> CHALLENGE: Go through the listing and set it down exactly, leaving out its pictures.

--------------------------------

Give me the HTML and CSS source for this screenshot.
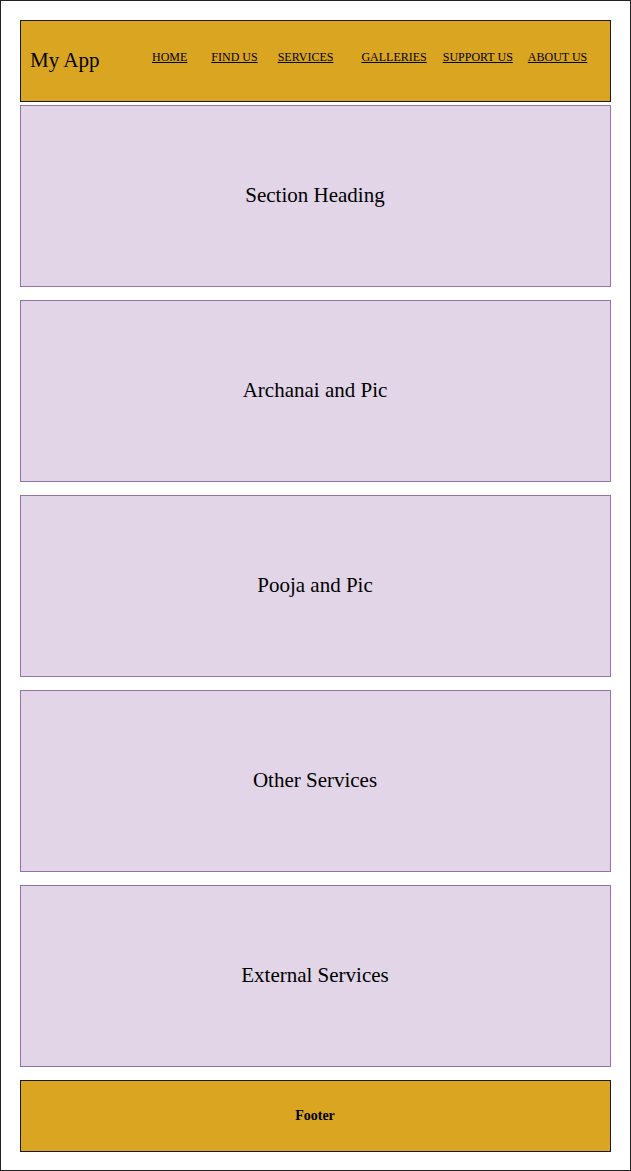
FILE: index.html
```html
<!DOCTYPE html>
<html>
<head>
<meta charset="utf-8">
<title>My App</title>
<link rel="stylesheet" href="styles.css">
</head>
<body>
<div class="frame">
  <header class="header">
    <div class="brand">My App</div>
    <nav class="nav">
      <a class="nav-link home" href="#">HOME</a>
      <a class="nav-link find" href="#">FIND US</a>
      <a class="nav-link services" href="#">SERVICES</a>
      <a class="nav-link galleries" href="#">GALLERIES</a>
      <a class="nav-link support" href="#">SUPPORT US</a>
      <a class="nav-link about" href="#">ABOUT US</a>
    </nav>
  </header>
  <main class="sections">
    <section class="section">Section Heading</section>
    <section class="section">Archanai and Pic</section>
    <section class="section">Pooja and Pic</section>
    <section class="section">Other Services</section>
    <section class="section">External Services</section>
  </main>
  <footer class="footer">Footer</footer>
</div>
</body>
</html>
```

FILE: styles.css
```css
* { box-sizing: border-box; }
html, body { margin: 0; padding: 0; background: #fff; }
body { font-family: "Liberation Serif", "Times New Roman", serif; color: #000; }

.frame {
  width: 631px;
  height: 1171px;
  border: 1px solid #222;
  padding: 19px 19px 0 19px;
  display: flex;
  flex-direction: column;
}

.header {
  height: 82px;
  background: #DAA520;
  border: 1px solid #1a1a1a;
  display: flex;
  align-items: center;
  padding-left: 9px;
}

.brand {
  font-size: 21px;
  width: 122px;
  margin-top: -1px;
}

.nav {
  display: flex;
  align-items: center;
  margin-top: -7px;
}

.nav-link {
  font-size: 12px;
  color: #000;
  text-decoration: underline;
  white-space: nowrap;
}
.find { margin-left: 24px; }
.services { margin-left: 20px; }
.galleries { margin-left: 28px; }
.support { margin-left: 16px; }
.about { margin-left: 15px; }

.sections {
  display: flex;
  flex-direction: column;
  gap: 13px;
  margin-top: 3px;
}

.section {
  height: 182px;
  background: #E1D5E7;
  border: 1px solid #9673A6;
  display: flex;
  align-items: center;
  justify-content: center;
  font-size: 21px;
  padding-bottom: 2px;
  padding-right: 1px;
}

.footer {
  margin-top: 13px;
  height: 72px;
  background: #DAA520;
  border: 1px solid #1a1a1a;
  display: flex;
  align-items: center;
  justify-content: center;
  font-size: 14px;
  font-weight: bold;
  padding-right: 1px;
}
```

--------------------------------

> PROBLEM SOLUTION:
Give me the HTML and CSS source for this screenshot.
FILE: index.html
```html
<!DOCTYPE html>
<html>
<head>
<meta charset="utf-8">
<title>My App</title>
<link rel="stylesheet" href="styles.css">
</head>
<body>
<div class="frame">
  <header class="header">
    <div class="brand">My App</div>
    <nav class="nav">
      <a class="nav-link home" href="#">HOME</a>
      <a class="nav-link find" href="#">FIND US</a>
      <a class="nav-link services" href="#">SERVICES</a>
      <a class="nav-link galleries" href="#">GALLERIES</a>
      <a class="nav-link support" href="#">SUPPORT US</a>
      <a class="nav-link about" href="#">ABOUT US</a>
    </nav>
  </header>
  <main class="sections">
    <section class="section">Section Heading</section>
    <section class="section">Archanai and Pic</section>
    <section class="section">Pooja and Pic</section>
    <section class="section">Other Services</section>
    <section class="section">External Services</section>
  </main>
  <footer class="footer">Footer</footer>
</div>
</body>
</html>
```

FILE: styles.css
```css
* { box-sizing: border-box; }
html, body { margin: 0; padding: 0; background: #fff; }
body { font-family: "Liberation Serif", "Times New Roman", serif; color: #000; }

.frame {
  width: 631px;
  height: 1171px;
  border: 1px solid #222;
  padding: 19px 19px 0 19px;
  display: flex;
  flex-direction: column;
}

.header {
  height: 82px;
  background: #DAA520;
  border: 1px solid #1a1a1a;
  display: flex;
  align-items: center;
  padding-left: 9px;
}

.brand {
  font-size: 21px;
  width: 122px;
  margin-top: -1px;
}

.nav {
  display: flex;
  align-items: center;
  margin-top: -7px;
}

.nav-link {
  font-size: 12px;
  color: #000;
  text-decoration: underline;
  white-space: nowrap;
}
.find { margin-left: 24px; }
.services { margin-left: 20px; }
.galleries { margin-left: 28px; }
.support { margin-left: 16px; }
.about { margin-left: 15px; }

.sections {
  display: flex;
  flex-direction: column;
  gap: 13px;
  margin-top: 3px;
}

.section {
  height: 182px;
  background: #E1D5E7;
  border: 1px solid #9673A6;
  display: flex;
  align-items: center;
  justify-content: center;
  font-size: 21px;
  padding-bottom: 2px;
  padding-right: 1px;
}

.footer {
  margin-top: 13px;
  height: 72px;
  background: #DAA520;
  border: 1px solid #1a1a1a;
  display: flex;
  align-items: center;
  justify-content: center;
  font-size: 14px;
  font-weight: bold;
  padding-right: 1px;
}
```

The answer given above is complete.